Recorded data:
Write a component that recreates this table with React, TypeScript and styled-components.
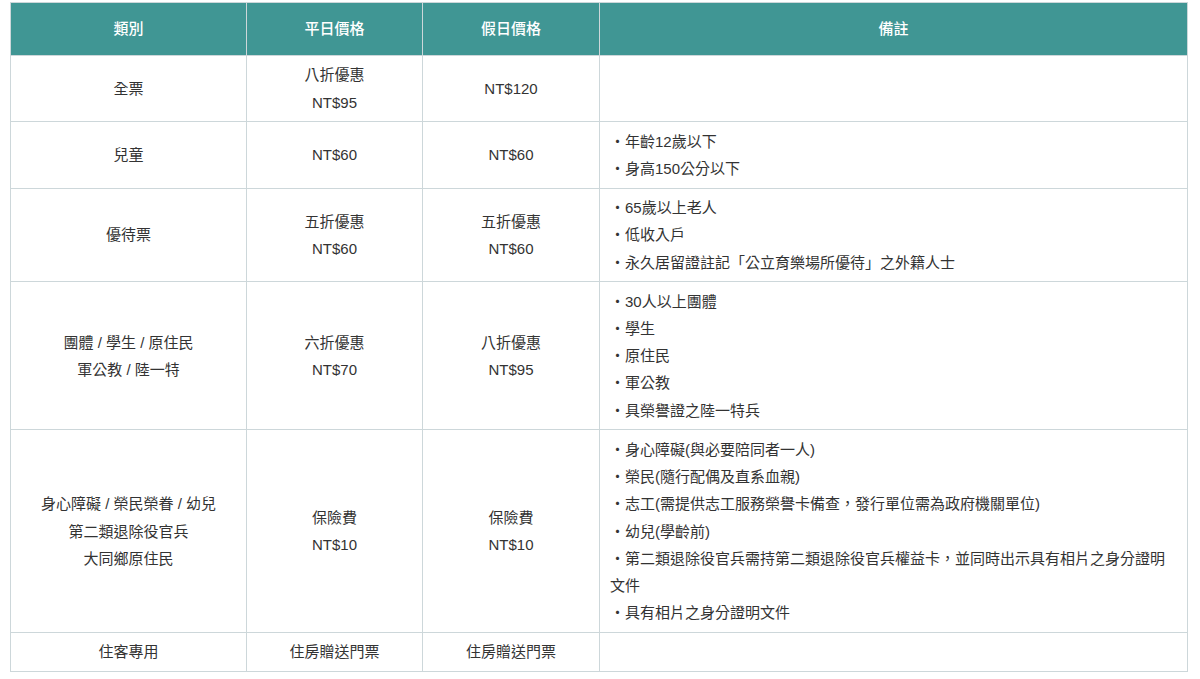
import React from "react";
import styled, { createGlobalStyle } from "styled-components";

const Global = createGlobalStyle`
  html, body { margin: 0; padding: 0; background: #ffffff; }
  body { font-family: "Liberation Sans", "Noto Sans CJK TC", sans-serif; }
`;

const Page = styled.div`
  padding: 2px 0 0 10px;
`;

const Table = styled.table`
  width: 1177px;
  table-layout: fixed;
  border-collapse: collapse;
  border: 1px solid #cdd7da;
  font-family: "Liberation Sans", "Noto Sans CJK TC", sans-serif;
  font-size: 15px;
  line-height: 27.2px;
  color: #333333;
`;

const HeadCell = styled.th`
  background: #409694;
  color: #ffffff;
  font-weight: 500;
  padding: 12.4px 10px;
  text-align: center;
  border: 1px solid #cdd7da;
  border-top: none;
  border-bottom: 1px solid #cdd7da;
`;

const Cell = styled.td<{ $note?: boolean }>`
  padding: 5.5px 10px;
  border: 1px solid #cdd7da;
  text-align: ${(p) => (p.$note ? "left" : "center")};
  vertical-align: middle;
  word-break: break-all;
`;

const Line = styled.div<{ $single?: boolean }>`
  ${(p) => (p.$single ? "height: 27.2px; overflow: hidden; white-space: nowrap;" : "")}
`;

type Row = { cat: string[]; weekday: string[]; holiday: string[]; notes: string[] };

const rows: Row[] = [
  { cat: ["全票"], weekday: ["八折優惠", "NT$95"], holiday: ["NT$120"], notes: [] },
  { cat: ["兒童"], weekday: ["NT$60"], holiday: ["NT$60"], notes: ["・年齡12歲以下", "・身高150公分以下"] },
  {
    cat: ["優待票"],
    weekday: ["五折優惠", "NT$60"],
    holiday: ["五折優惠", "NT$60"],
    notes: ["・65歲以上老人", "・低收入戶", "・永久居留證註記「公立育樂場所優待」之外籍人士"],
  },
  {
    cat: ["團體 / 學生 / 原住民", "軍公教 / 陸一特"],
    weekday: ["六折優惠", "NT$70"],
    holiday: ["八折優惠", "NT$95"],
    notes: ["・30人以上團體", "・學生", "・原住民", "・軍公教", "・具榮譽證之陸一特兵"],
  },
  {
    cat: ["身心障礙 / 榮民榮眷 / 幼兒", "第二類退除役官兵", "大同鄉原住民"],
    weekday: ["保險費", "NT$10"],
    holiday: ["保險費", "NT$10"],
    notes: [
      "・身心障礙(與必要陪同者一人)",
      "・榮民(隨行配偶及直系血親)",
      "・志工(需提供志工服務榮譽卡備查，發行單位需為政府機關單位)",
      "・幼兒(學齡前)",
      "・第二類退除役官兵需持第二類退除役官兵權益卡，並同時出示具有相片之身分證明文件",
      "・具有相片之身分證明文件",
    ],
  },
  { cat: ["住客專用"], weekday: ["住房贈送門票"], holiday: ["住房贈送門票"], notes: [] },
];

const Lines = ({ items, single }: { items: string[]; single?: boolean }) => (
  <>
    {items.map((t, i) => (
      <Line key={i} $single={single}>
        {t}
      </Line>
    ))}
  </>
);

export default function App() {
  return (
    <>
      <Global />
      <Page>
        <Table>
          <colgroup>
            <col style={{ width: 236 }} />
            <col style={{ width: 176 }} />
            <col style={{ width: 177 }} />
            <col style={{ width: 588 }} />
          </colgroup>
          <thead>
            <tr>
              <HeadCell>類別</HeadCell>
              <HeadCell>平日價格</HeadCell>
              <HeadCell>假日價格</HeadCell>
              <HeadCell>備註</HeadCell>
            </tr>
          </thead>
          <tbody>
            {rows.map((r, i) => (
              <tr key={i}>
                <Cell><Lines items={r.cat} single /></Cell>
                <Cell><Lines items={r.weekday} single /></Cell>
                <Cell><Lines items={r.holiday} single /></Cell>
                <Cell $note>
                  {r.notes.length ? <Lines items={r.notes} /> : <Line $single>&nbsp;</Line>}
                </Cell>
              </tr>
            ))}
          </tbody>
        </Table>
      </Page>
    </>
  );
}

Brief: Working from the lines above, reproduce the material exactly and exclude its pictures.

Response to the task:
Write a component that recreates this table with React, TypeScript and styled-components.
import React from "react";
import styled, { createGlobalStyle } from "styled-components";

const Global = createGlobalStyle`
  html, body { margin: 0; padding: 0; background: #ffffff; }
  body { font-family: "Liberation Sans", "Noto Sans CJK TC", sans-serif; }
`;

const Page = styled.div`
  padding: 2px 0 0 10px;
`;

const Table = styled.table`
  width: 1177px;
  table-layout: fixed;
  border-collapse: collapse;
  border: 1px solid #cdd7da;
  font-family: "Liberation Sans", "Noto Sans CJK TC", sans-serif;
  font-size: 15px;
  line-height: 27.2px;
  color: #333333;
`;

const HeadCell = styled.th`
  background: #409694;
  color: #ffffff;
  font-weight: 500;
  padding: 12.4px 10px;
  text-align: center;
  border: 1px solid #cdd7da;
  border-top: none;
  border-bottom: 1px solid #cdd7da;
`;

const Cell = styled.td<{ $note?: boolean }>`
  padding: 5.5px 10px;
  border: 1px solid #cdd7da;
  text-align: ${(p) => (p.$note ? "left" : "center")};
  vertical-align: middle;
  word-break: break-all;
`;

const Line = styled.div<{ $single?: boolean }>`
  ${(p) => (p.$single ? "height: 27.2px; overflow: hidden; white-space: nowrap;" : "")}
`;

type Row = { cat: string[]; weekday: string[]; holiday: string[]; notes: string[] };

const rows: Row[] = [
  { cat: ["全票"], weekday: ["八折優惠", "NT$95"], holiday: ["NT$120"], notes: [] },
  { cat: ["兒童"], weekday: ["NT$60"], holiday: ["NT$60"], notes: ["・年齡12歲以下", "・身高150公分以下"] },
  {
    cat: ["優待票"],
    weekday: ["五折優惠", "NT$60"],
    holiday: ["五折優惠", "NT$60"],
    notes: ["・65歲以上老人", "・低收入戶", "・永久居留證註記「公立育樂場所優待」之外籍人士"],
  },
  {
    cat: ["團體 / 學生 / 原住民", "軍公教 / 陸一特"],
    weekday: ["六折優惠", "NT$70"],
    holiday: ["八折優惠", "NT$95"],
    notes: ["・30人以上團體", "・學生", "・原住民", "・軍公教", "・具榮譽證之陸一特兵"],
  },
  {
    cat: ["身心障礙 / 榮民榮眷 / 幼兒", "第二類退除役官兵", "大同鄉原住民"],
    weekday: ["保險費", "NT$10"],
    holiday: ["保險費", "NT$10"],
    notes: [
      "・身心障礙(與必要陪同者一人)",
      "・榮民(隨行配偶及直系血親)",
      "・志工(需提供志工服務榮譽卡備查，發行單位需為政府機關單位)",
      "・幼兒(學齡前)",
      "・第二類退除役官兵需持第二類退除役官兵權益卡，並同時出示具有相片之身分證明文件",
      "・具有相片之身分證明文件",
    ],
  },
  { cat: ["住客專用"], weekday: ["住房贈送門票"], holiday: ["住房贈送門票"], notes: [] },
];

const Lines = ({ items, single }: { items: string[]; single?: boolean }) => (
  <>
    {items.map((t, i) => (
      <Line key={i} $single={single}>
        {t}
      </Line>
    ))}
  </>
);

export default function App() {
  return (
    <>
      <Global />
      <Page>
        <Table>
          <colgroup>
            <col style={{ width: 236 }} />
            <col style={{ width: 176 }} />
            <col style={{ width: 177 }} />
            <col style={{ width: 588 }} />
          </colgroup>
          <thead>
            <tr>
              <HeadCell>類別</HeadCell>
              <HeadCell>平日價格</HeadCell>
              <HeadCell>假日價格</HeadCell>
              <HeadCell>備註</HeadCell>
            </tr>
          </thead>
          <tbody>
            {rows.map((r, i) => (
              <tr key={i}>
                <Cell><Lines items={r.cat} single /></Cell>
                <Cell><Lines items={r.weekday} single /></Cell>
                <Cell><Lines items={r.holiday} single /></Cell>
                <Cell $note>
                  {r.notes.length ? <Lines items={r.notes} /> : <Line $single>&nbsp;</Line>}
                </Cell>
              </tr>
            ))}
          </tbody>
        </Table>
      </Page>
    </>
  );
}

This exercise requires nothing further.